WORK TO BE COMPLETED:
Copy out each line below exactly as it appears.
##### PROVIDED DATA #####
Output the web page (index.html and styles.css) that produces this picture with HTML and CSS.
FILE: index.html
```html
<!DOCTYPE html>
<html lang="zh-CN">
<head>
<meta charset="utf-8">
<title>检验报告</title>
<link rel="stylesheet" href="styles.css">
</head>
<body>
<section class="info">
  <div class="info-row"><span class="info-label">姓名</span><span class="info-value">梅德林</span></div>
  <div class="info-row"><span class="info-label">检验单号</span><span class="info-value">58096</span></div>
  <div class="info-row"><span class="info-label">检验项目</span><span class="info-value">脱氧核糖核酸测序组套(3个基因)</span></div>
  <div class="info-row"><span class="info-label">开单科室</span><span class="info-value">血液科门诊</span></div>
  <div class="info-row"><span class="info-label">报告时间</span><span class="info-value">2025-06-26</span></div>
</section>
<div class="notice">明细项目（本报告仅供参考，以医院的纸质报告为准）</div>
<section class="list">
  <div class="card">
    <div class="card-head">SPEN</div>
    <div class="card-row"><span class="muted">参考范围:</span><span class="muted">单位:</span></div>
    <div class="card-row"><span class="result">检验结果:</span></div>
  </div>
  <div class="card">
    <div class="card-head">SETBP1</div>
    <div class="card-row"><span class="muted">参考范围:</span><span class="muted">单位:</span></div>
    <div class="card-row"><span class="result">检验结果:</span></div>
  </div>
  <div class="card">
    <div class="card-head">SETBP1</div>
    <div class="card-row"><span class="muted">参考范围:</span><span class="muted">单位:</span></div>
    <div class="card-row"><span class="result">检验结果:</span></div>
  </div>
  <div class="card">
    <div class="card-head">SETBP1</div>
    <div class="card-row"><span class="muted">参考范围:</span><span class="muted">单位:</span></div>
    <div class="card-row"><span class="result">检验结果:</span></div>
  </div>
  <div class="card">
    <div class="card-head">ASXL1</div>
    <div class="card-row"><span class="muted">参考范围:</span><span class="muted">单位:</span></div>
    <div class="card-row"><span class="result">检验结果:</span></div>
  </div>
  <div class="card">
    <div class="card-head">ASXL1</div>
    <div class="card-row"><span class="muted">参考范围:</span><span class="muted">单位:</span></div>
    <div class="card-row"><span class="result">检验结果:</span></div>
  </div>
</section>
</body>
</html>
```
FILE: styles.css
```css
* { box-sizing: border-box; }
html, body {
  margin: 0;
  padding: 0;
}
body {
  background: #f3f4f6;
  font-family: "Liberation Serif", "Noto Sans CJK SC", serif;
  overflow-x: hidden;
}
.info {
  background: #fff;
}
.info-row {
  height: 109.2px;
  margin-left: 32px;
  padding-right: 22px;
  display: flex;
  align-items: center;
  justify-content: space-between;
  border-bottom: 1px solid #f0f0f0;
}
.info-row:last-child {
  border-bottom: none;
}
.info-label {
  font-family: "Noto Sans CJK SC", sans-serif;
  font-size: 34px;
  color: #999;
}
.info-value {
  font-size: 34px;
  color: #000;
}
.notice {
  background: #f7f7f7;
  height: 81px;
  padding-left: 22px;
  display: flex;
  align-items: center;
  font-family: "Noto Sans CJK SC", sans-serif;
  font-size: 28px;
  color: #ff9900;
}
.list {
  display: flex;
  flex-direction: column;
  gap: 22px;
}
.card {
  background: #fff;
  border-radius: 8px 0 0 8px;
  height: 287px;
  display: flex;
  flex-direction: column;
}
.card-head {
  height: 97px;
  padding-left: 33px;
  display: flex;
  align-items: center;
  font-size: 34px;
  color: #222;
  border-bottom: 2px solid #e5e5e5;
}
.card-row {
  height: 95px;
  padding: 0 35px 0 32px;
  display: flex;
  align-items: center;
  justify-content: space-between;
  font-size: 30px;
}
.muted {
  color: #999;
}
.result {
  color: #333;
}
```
#####
FINISHED TASK:
Output the web page (index.html and styles.css) that produces this picture with HTML and CSS.
FILE: index.html
```html
<!DOCTYPE html>
<html lang="zh-CN">
<head>
<meta charset="utf-8">
<title>检验报告</title>
<link rel="stylesheet" href="styles.css">
</head>
<body>
<section class="info">
  <div class="info-row"><span class="info-label">姓名</span><span class="info-value">梅德林</span></div>
  <div class="info-row"><span class="info-label">检验单号</span><span class="info-value">58096</span></div>
  <div class="info-row"><span class="info-label">检验项目</span><span class="info-value">脱氧核糖核酸测序组套(3个基因)</span></div>
  <div class="info-row"><span class="info-label">开单科室</span><span class="info-value">血液科门诊</span></div>
  <div class="info-row"><span class="info-label">报告时间</span><span class="info-value">2025-06-26</span></div>
</section>
<div class="notice">明细项目（本报告仅供参考，以医院的纸质报告为准）</div>
<section class="list">
  <div class="card">
    <div class="card-head">SPEN</div>
    <div class="card-row"><span class="muted">参考范围:</span><span class="muted">单位:</span></div>
    <div class="card-row"><span class="result">检验结果:</span></div>
  </div>
  <div class="card">
    <div class="card-head">SETBP1</div>
    <div class="card-row"><span class="muted">参考范围:</span><span class="muted">单位:</span></div>
    <div class="card-row"><span class="result">检验结果:</span></div>
  </div>
  <div class="card">
    <div class="card-head">SETBP1</div>
    <div class="card-row"><span class="muted">参考范围:</span><span class="muted">单位:</span></div>
    <div class="card-row"><span class="result">检验结果:</span></div>
  </div>
  <div class="card">
    <div class="card-head">SETBP1</div>
    <div class="card-row"><span class="muted">参考范围:</span><span class="muted">单位:</span></div>
    <div class="card-row"><span class="result">检验结果:</span></div>
  </div>
  <div class="card">
    <div class="card-head">ASXL1</div>
    <div class="card-row"><span class="muted">参考范围:</span><span class="muted">单位:</span></div>
    <div class="card-row"><span class="result">检验结果:</span></div>
  </div>
  <div class="card">
    <div class="card-head">ASXL1</div>
    <div class="card-row"><span class="muted">参考范围:</span><span class="muted">单位:</span></div>
    <div class="card-row"><span class="result">检验结果:</span></div>
  </div>
</section>
</body>
</html>
```
FILE: styles.css
```css
* { box-sizing: border-box; }
html, body {
  margin: 0;
  padding: 0;
}
body {
  background: #f3f4f6;
  font-family: "Liberation Serif", "Noto Sans CJK SC", serif;
  overflow-x: hidden;
}
.info {
  background: #fff;
}
.info-row {
  height: 109.2px;
  margin-left: 32px;
  padding-right: 22px;
  display: flex;
  align-items: center;
  justify-content: space-between;
  border-bottom: 1px solid #f0f0f0;
}
.info-row:last-child {
  border-bottom: none;
}
.info-label {
  font-family: "Noto Sans CJK SC", sans-serif;
  font-size: 34px;
  color: #999;
}
.info-value {
  font-size: 34px;
  color: #000;
}
.notice {
  background: #f7f7f7;
  height: 81px;
  padding-left: 22px;
  display: flex;
  align-items: center;
  font-family: "Noto Sans CJK SC", sans-serif;
  font-size: 28px;
  color: #ff9900;
}
.list {
  display: flex;
  flex-direction: column;
  gap: 22px;
}
.card {
  background: #fff;
  border-radius: 8px 0 0 8px;
  height: 287px;
  display: flex;
  flex-direction: column;
}
.card-head {
  height: 97px;
  padding-left: 33px;
  display: flex;
  align-items: center;
  font-size: 34px;
  color: #222;
  border-bottom: 2px solid #e5e5e5;
}
.card-row {
  height: 95px;
  padding: 0 35px 0 32px;
  display: flex;
  align-items: center;
  justify-content: space-between;
  font-size: 30px;
}
.muted {
  color: #999;
}
.result {
  color: #333;
}
```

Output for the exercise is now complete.